RAW DATA:

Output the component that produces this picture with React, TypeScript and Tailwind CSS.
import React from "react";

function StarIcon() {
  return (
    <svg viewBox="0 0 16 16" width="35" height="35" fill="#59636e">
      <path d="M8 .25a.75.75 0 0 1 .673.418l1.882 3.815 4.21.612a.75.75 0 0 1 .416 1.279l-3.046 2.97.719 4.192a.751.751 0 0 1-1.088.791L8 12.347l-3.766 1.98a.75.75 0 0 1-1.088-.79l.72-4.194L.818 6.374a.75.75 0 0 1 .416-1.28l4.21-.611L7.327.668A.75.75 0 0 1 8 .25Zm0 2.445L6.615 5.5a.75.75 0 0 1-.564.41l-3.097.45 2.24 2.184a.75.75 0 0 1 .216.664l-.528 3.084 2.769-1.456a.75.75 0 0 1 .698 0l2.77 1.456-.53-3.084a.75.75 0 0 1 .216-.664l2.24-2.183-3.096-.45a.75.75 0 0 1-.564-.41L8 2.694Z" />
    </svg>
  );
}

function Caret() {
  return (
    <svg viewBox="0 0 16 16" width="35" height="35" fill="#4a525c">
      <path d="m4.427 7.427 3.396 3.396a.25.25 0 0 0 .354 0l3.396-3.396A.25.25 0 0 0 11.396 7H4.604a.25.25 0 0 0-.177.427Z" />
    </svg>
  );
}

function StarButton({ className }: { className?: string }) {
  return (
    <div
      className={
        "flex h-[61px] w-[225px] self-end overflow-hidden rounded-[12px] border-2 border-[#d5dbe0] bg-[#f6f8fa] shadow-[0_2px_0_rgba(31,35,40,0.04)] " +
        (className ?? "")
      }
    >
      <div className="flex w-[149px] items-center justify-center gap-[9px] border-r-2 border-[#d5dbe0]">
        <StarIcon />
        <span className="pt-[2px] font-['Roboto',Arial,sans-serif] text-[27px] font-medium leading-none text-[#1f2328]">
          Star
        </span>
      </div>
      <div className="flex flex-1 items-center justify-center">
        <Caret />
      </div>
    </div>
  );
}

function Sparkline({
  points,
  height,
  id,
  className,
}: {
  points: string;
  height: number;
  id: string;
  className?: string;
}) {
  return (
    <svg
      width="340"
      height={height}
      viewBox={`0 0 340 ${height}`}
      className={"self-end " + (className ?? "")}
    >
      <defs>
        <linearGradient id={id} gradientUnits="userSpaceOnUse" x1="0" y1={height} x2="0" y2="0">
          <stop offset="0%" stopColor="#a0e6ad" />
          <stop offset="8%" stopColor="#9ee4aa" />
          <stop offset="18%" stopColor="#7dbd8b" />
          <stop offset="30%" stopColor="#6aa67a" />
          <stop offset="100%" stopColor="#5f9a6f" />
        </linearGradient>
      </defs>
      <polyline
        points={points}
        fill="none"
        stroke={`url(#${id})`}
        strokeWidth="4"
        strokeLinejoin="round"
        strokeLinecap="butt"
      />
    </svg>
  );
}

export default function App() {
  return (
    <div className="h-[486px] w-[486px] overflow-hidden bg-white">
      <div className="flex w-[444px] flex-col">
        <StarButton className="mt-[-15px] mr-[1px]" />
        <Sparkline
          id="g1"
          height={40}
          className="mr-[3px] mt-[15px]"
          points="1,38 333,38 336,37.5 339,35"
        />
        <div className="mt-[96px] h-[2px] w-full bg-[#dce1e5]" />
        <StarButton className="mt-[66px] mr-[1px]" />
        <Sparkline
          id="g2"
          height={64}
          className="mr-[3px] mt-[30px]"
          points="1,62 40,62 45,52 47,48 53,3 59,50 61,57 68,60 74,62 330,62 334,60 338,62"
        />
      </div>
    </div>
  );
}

GIVEN REQUEST:
Scan the listing above for the word "React" and show each line where it is found.

TASK ANSWER:
Output the component that produces this picture with React, TypeScript and Tailwind CSS.
import React from "react";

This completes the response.